When you describe "85mm lens, f/1.4, golden hour backlight," you are not just setting an aesthetic. You are giving the model a specific visual grammar to work with. The difference in output quality between a generic prompt and a detailed one is not subtle. It is dramatic.

The Best Free AI Video Models Right Now
Not every model worth using costs money. Several of the most capable text-to-video models available right now either have free tiers or generate clips at no cost whatsoever. Here is where the free cinematic quality actually lives.
Wan 2.7 T2V: The Free Workhorse
Wan 2.7 T2V is the most capable openly accessible text-to-video model available. It generates 1080p clips with strong motion coherence, handles camera movement descriptions well, and produces realistic lighting without hallucinating geometry.
What it does well:
- Complex camera movements (dolly in, crane up, tracking shots)
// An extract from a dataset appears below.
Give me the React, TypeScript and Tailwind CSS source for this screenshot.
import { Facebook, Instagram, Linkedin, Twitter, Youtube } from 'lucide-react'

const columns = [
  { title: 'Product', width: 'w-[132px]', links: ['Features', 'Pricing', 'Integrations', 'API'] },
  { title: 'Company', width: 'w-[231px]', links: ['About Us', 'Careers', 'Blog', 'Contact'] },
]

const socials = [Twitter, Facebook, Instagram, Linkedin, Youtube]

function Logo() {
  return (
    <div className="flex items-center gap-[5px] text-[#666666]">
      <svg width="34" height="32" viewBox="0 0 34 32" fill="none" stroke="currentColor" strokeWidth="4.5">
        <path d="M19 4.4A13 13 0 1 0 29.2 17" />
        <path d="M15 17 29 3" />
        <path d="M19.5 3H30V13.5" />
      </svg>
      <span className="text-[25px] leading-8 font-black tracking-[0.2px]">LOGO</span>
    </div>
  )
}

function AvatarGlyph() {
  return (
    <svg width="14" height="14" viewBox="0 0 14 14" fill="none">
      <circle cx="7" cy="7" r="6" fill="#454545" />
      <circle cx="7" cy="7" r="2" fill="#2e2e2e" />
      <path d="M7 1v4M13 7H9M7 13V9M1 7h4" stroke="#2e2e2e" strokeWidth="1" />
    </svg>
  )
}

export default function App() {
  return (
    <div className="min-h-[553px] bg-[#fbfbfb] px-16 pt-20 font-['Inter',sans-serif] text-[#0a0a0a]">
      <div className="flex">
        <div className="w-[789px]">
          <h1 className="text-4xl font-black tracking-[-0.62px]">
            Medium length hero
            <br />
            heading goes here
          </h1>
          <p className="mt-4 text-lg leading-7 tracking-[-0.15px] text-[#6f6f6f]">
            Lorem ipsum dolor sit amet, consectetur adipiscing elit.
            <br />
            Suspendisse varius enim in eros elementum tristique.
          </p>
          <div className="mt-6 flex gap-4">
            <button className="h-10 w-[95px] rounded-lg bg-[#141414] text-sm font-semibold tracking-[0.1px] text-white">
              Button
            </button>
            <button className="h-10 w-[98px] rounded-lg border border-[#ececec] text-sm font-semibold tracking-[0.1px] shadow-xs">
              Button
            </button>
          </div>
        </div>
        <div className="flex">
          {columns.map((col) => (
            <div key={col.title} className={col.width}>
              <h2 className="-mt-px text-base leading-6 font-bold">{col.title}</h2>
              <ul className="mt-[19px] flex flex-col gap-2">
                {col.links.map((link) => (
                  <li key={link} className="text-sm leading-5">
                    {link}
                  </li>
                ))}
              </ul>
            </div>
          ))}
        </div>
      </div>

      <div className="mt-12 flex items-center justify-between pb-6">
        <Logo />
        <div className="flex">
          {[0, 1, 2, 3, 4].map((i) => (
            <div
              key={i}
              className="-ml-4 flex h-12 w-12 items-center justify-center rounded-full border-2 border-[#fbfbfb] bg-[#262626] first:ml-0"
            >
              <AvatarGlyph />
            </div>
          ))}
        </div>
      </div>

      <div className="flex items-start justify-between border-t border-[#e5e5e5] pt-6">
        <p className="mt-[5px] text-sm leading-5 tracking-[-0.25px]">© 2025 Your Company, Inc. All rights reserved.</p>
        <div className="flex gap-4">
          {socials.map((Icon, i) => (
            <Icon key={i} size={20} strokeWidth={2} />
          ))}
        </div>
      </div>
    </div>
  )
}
- Natural human motion and facial expression
- Outdoor scenes with atmospheric depth
Prompt style that works: Be specific about camera behavior. "Slow dolly push toward subject" produces dramatically better results than "close-up shot."
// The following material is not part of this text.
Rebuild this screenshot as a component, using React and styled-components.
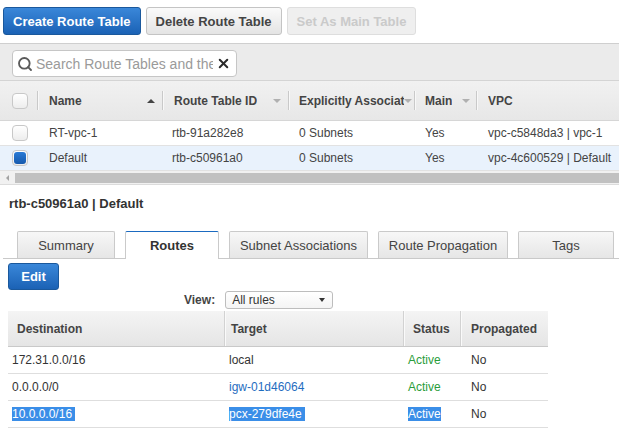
import React from 'react';
import styled, { createGlobalStyle, css } from 'styled-components';
import { Search, X } from 'lucide-react';

const FONT = `"Liberation Sans", Arial, Helvetica, sans-serif`;

const GlobalStyle = createGlobalStyle`
  body {
    margin: 0;
    background: #fff;
    font-family: ${FONT};
    color: #444;
    overflow: hidden;
  }
`;

const Page = styled.div`
  width: 619px;
  height: 445px;
  overflow: hidden;
`;

const Toolbar = styled.div`
  display: flex;
  gap: 5px;
  padding: 7px 3px 0;
  height: 44px;
  box-sizing: border-box;
  border-bottom: 1px solid #cfcfcf;
`;

const Button = styled.button`
  height: 28px;
  padding: 0 9px;
  border-radius: 3px;
  font: bold 13px ${FONT};
  white-space: nowrap;
  cursor: pointer;
  ${p => p.$variant === 'primary' && css`
    color: #fff;
    background: linear-gradient(#3a87d9, #1b62b5);
    border: 1px solid #1a589c;
  `}
  ${p => p.$variant === 'default' && css`
    color: #444;
    background: linear-gradient(#fafafa, #e4e4e4);
    border: 1px solid #c4c4c4;
  `}
  ${p => p.$variant === 'disabled' && css`
    color: #cacaca;
    background: #efefef;
    border: 1px solid #dedede;
    cursor: default;
  `}
`;

const FilterBar = styled.div`
  height: 37px;
  box-sizing: border-box;
  background: #ebebeb;
  padding: 6px 12px 0;
  border-bottom: 1px solid #d4d4d4;
`;

const SearchBox = styled.div`
  width: 225px;
  height: 27px;
  box-sizing: border-box;
  border: 1px solid #c6c6c6;
  border-radius: 4px;
  background: #fff;
  display: flex;
  align-items: center;
  padding: 0 5px 0 4px;
  gap: 3px;
  color: #555;
`;

const Placeholder = styled.span`
  flex: 1;
  min-width: 0;
  overflow: hidden;
  white-space: nowrap;
  font-size: 14px;
  color: #9a9a9a;
`;

const Grid = styled.div`
  display: grid;
  grid-template-columns: 38px 125px 126px 126px 62px 1fr;
`;

const HeadRow = styled(Grid)`
  height: 40px;
  background: linear-gradient(#f1f1f1, #e7e7e7);
  border-bottom: 1px solid #d6d6d6;
  box-sizing: border-box;
`;

const HeadCell = styled.div`
  display: flex;
  align-items: center;
  padding-left: ${p => p.$pad ?? 11}px;
  font-weight: bold;
  font-size: 12px;
  color: #444;
  min-width: 0;
`;

const HeadLabel = styled.span`
  white-space: nowrap;
  overflow: hidden;
  min-width: 0;
  max-width: ${p => (p.$max ? `${p.$max}px` : 'none')};
`;

const SortArrow = styled.span`
  margin-left: auto;
  margin-right: ${p => p.$gap}px;
  flex: none;
  width: 0;
  height: 0;
  border-left: 4px solid transparent;
  border-right: 4px solid transparent;
  ${p => p.$up
    ? css`border-bottom: 4px solid #444;`
    : css`border-top: 4px solid #b0b0b0;`}
`;

const Sep = styled.span`
  flex: none;
  margin-left: ${p => (p.$auto ? 'auto' : '0')};
  width: 1px;
  height: 19px;
  background: #c9c9c9;
  box-shadow: 1px 0 0 #f8f8f8;
`;

const Row = styled(Grid)`
  height: 25px;
  background: ${p => (p.$selected ? '#e9f2fc' : '#fff')};
  border-bottom: 1px solid #e2e2e2;
  box-sizing: border-box;
`;

const Cell = styled.div`
  display: flex;
  align-items: center;
  padding-left: ${p => p.$pad ?? 11}px;
  font-size: 12px;
  color: #444;
  white-space: nowrap;
  overflow: hidden;
`;

const Check = styled.span`
  width: 16px;
  height: 16px;
  box-sizing: border-box;
  border: 1px solid #c8c8c8;
  border-radius: 4px;
  background: linear-gradient(#fff, #ededed);
  display: flex;
  align-items: center;
  justify-content: center;
  &::after {
    content: '';
    display: ${p => (p.$checked ? 'block' : 'none')};
    width: 12px;
    height: 12px;
    border-radius: 3px;
    background: linear-gradient(#2b7bd6, #1559ad);
  }
`;

const ScrollBar = styled.div`
  height: 14px;
  display: flex;
  align-items: center;
  background: #f1f1f1;
  border-bottom: 1px solid #dcdcdc;
  box-sizing: border-box;
`;

const ScrollArrow = styled.span`
  width: 15px;
  display: flex;
  justify-content: center;
  &::before {
    content: '';
    border-top: 3px solid transparent;
    border-bottom: 3px solid transparent;
    border-right: 3px solid #a3a3a3;
  }
`;

const Thumb = styled.span`
  flex: 1;
  height: 10px;
  background: #c1c1c1;
`;

const Title = styled.div`
  padding: 11px 9px 0;
  font-weight: bold;
  font-size: 13px;
  line-height: 16px;
  color: #333;
`;

const TabBar = styled.div`
  display: flex;
  gap: 10px;
  margin: 19px 0 0 3px;
  padding-left: 14px;
  height: 28px;
  box-sizing: border-box;
  border-bottom: 1px solid #c9c9c9;
  align-items: flex-end;
`;

const Tab = styled.div`
  width: ${p => p.$w}px;
  height: 27px;
  box-sizing: border-box;
  display: flex;
  align-items: center;
  justify-content: center;
  font-size: 13px;
  color: #444;
  border: 1px solid #cacaca;
  border-bottom: none;
  border-radius: 2px 2px 0 0;
  background: linear-gradient(#f7f7f7, #e6e6e6);
  ${p => p.$active && css`
    height: 28px;
    margin-bottom: -1px;
    background: #fff;
    border-top: 1px solid #1b6ac0;
    font-weight: bold;
    color: #333;
  `}
`;

const EditButton = styled(Button)`
  margin: 4px 0 0 8px;
  width: 51px;
  height: 27px;
  padding: 0;
`;

const ViewRow = styled.div`
  display: flex;
  align-items: center;
  gap: 10px;
  padding-left: 184px;
  height: 19px;
`;

const ViewLabel = styled.span`
  font-weight: bold;
  font-size: 12px;
  color: #444;
`;

const Select = styled.div`
  width: 108px;
  height: 18px;
  box-sizing: border-box;
  border: 1px solid #bdbdbd;
  border-radius: 3px;
  background: linear-gradient(#fff, #f4f4f4);
  display: flex;
  align-items: center;
  padding: 0 7px 0 6px;
  font-size: 12px;
  color: #333;
  &::after {
    content: '';
    margin-left: auto;
    border-left: 3px solid transparent;
    border-right: 3px solid transparent;
    border-top: 4px solid #333;
  }
`;

const RouteGrid = styled.div`
  display: grid;
  grid-template-columns: 216px 179px 57px 88px;
  width: 540px;
`;

const RouteTable = styled.div`
  margin: 2px 0 0 8px;
  width: 540px;
`;

const RouteHead = styled(RouteGrid)`
  height: 36px;
  background: linear-gradient(#f4f4f4, #e5e5e5);
  border-bottom: 1px solid #c9c9c9;
  box-sizing: border-box;
`;

const RouteHeadCell = styled.div`
  display: flex;
  align-items: center;
  padding-left: ${p => p.$pad ?? 9}px;
  font-weight: bold;
  font-size: 12px;
  color: #444;
  border-left: ${p => (p.$first ? 'none' : '1px solid #d2d2d2')};
  box-shadow: ${p => (p.$first ? 'none' : 'inset 1px 0 0 #fafafa')};
`;

const RouteRow = styled(RouteGrid)`
  height: 27px;
  border-bottom: 1px solid #dedede;
  box-sizing: border-box;
`;

const RouteCell = styled.div`
  display: flex;
  align-items: center;
  padding-left: ${p => p.$pad}px;
  font-size: 12px;
  color: ${p => (p.$tone === 'link' ? '#1f6dbf' : p.$tone === 'ok' ? '#2a9d3a' : '#333')};
  white-space: pre;
`;

const Selected = styled.span`
  background: #3a8ee8;
  color: #fff;
`;

const tables = [
  { name: 'RT-vpc-1', id: 'rtb-91a282e8', assoc: '0 Subnets', main: 'Yes', vpc: 'vpc-c5848da3 | vpc-1' },
  { name: 'Default', id: 'rtb-c50961a0', assoc: '0 Subnets', main: 'Yes', vpc: 'vpc-4c600529 | Default', selected: true },
];

const tabs = [
  { label: 'Summary', w: 98 },
  { label: 'Routes', w: 94, active: true },
  { label: 'Subnet Associations', w: 139 },
  { label: 'Route Propagation', w: 130 },
  { label: 'Tags', w: 96 },
];

const routes = [
  { dest: '172.31.0.0/16', target: 'local', targetTone: 'plain' },
  { dest: '0.0.0.0/0', target: 'igw-01d46064', targetTone: 'link' },
  { dest: '10.0.0.0/16', target: 'pcx-279dfe4e', targetTone: 'link', highlight: true },
];

const App = () => {
  return (
    <Page>
      <GlobalStyle />
      <Toolbar>
        <Button $variant="primary">Create Route Table</Button>
        <Button $variant="default">Delete Route Table</Button>
        <Button $variant="disabled">Set As Main Table</Button>
      </Toolbar>

      <FilterBar>
        <SearchBox>
          <Search size={16} strokeWidth={2.8} color="#5a5a5a" />
          <Placeholder>Search Route Tables and their properties</Placeholder>
          <X size={15} strokeWidth={3.2} color="#2a2a2a" />
        </SearchBox>
      </FilterBar>

      <HeadRow>
        <HeadCell $pad={12}><Check /><Sep $auto /></HeadCell>
        <HeadCell><HeadLabel>Name</HeadLabel><SortArrow $up $gap={7} /><Sep /></HeadCell>
        <HeadCell><HeadLabel>Route Table ID</HeadLabel><SortArrow $gap={7} /><Sep /></HeadCell>
        <HeadCell $pad={10}><HeadLabel $max={106}>Explicitly Associated With</HeadLabel><SortArrow $gap={2} /><Sep /></HeadCell>
        <HeadCell $pad={10}><HeadLabel>Main</HeadLabel><SortArrow $gap={6} /><Sep /></HeadCell>
        <HeadCell><HeadLabel>VPC</HeadLabel></HeadCell>
      </HeadRow>

      {tables.map(t => (
        <Row key={t.id} $selected={t.selected}>
          <Cell $pad={12}><Check $checked={t.selected} /></Cell>
          <Cell>{t.name}</Cell>
          <Cell $pad={9}>{t.id}</Cell>
          <Cell $pad={10}>{t.assoc}</Cell>
          <Cell $pad={10}>{t.main}</Cell>
          <Cell>{t.vpc}</Cell>
        </Row>
      ))}

      <ScrollBar>
        <ScrollArrow />
        <Thumb />
      </ScrollBar>

      <Title>rtb-c50961a0 | Default</Title>

      <TabBar>
        {tabs.map(t => (
          <Tab key={t.label} $w={t.w} $active={t.active}>{t.label}</Tab>
        ))}
      </TabBar>

      <EditButton $variant="primary">Edit</EditButton>

      <ViewRow>
        <ViewLabel>View:</ViewLabel>
        <Select>All rules</Select>
      </ViewRow>

      <RouteTable>
        <RouteHead>
          <RouteHeadCell $first>Destination</RouteHeadCell>
          <RouteHeadCell $pad={6}>Target</RouteHeadCell>
          <RouteHeadCell>Status</RouteHeadCell>
          <RouteHeadCell $pad={10}>Propagated</RouteHeadCell>
        </RouteHead>
        {routes.map(r => (
          <RouteRow key={r.dest}>
            <RouteCell $pad={4}>{r.highlight ? <Selected>{r.dest + ' '}</Selected> : r.dest}</RouteCell>
            <RouteCell $pad={5} $tone={r.highlight ? 'plain' : r.targetTone}>
              {r.highlight ? <Selected>{r.target + ' '}</Selected> : r.target}
            </RouteCell>
            <RouteCell $pad={5} $tone={r.highlight ? 'plain' : 'ok'}>
              {r.highlight ? <Selected>Active</Selected> : 'Active'}
            </RouteCell>
            <RouteCell $pad={11}>No</RouteCell>
          </RouteRow>
        ))}
      </RouteTable>
    </Page>
  );
};

export default App;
Ray Flash 2: Fast and Free at 540p
Ray Flash 2 540p sits at the sweet spot for anyone who wants fast iteration without a credits bill. The 540p resolution is not 4K, but the motion quality and temporal consistency are genuinely impressive. For social media content or quick concept tests, this model delivers.
Luma's training data includes a lot of cinematically-shot material, which means Ray Flash 2 540p handles rack focus and depth layering better than you would expect from a free-tier model.
LTX 2 Fast: Real-Time Speed
LTX 2 Fast from Lightricks generates video in near real-time, which changes how you work. Instead of committing to a single prompt and waiting minutes, you can iterate quickly, adjust, and iterate again. The quality ceiling is lower than Wan 2.7, but the workflow speed makes it invaluable for rough-cut testing.
If you need to check whether a scene composition works before committing to a longer, higher-quality generation, LTX 2 Fast is the right tool.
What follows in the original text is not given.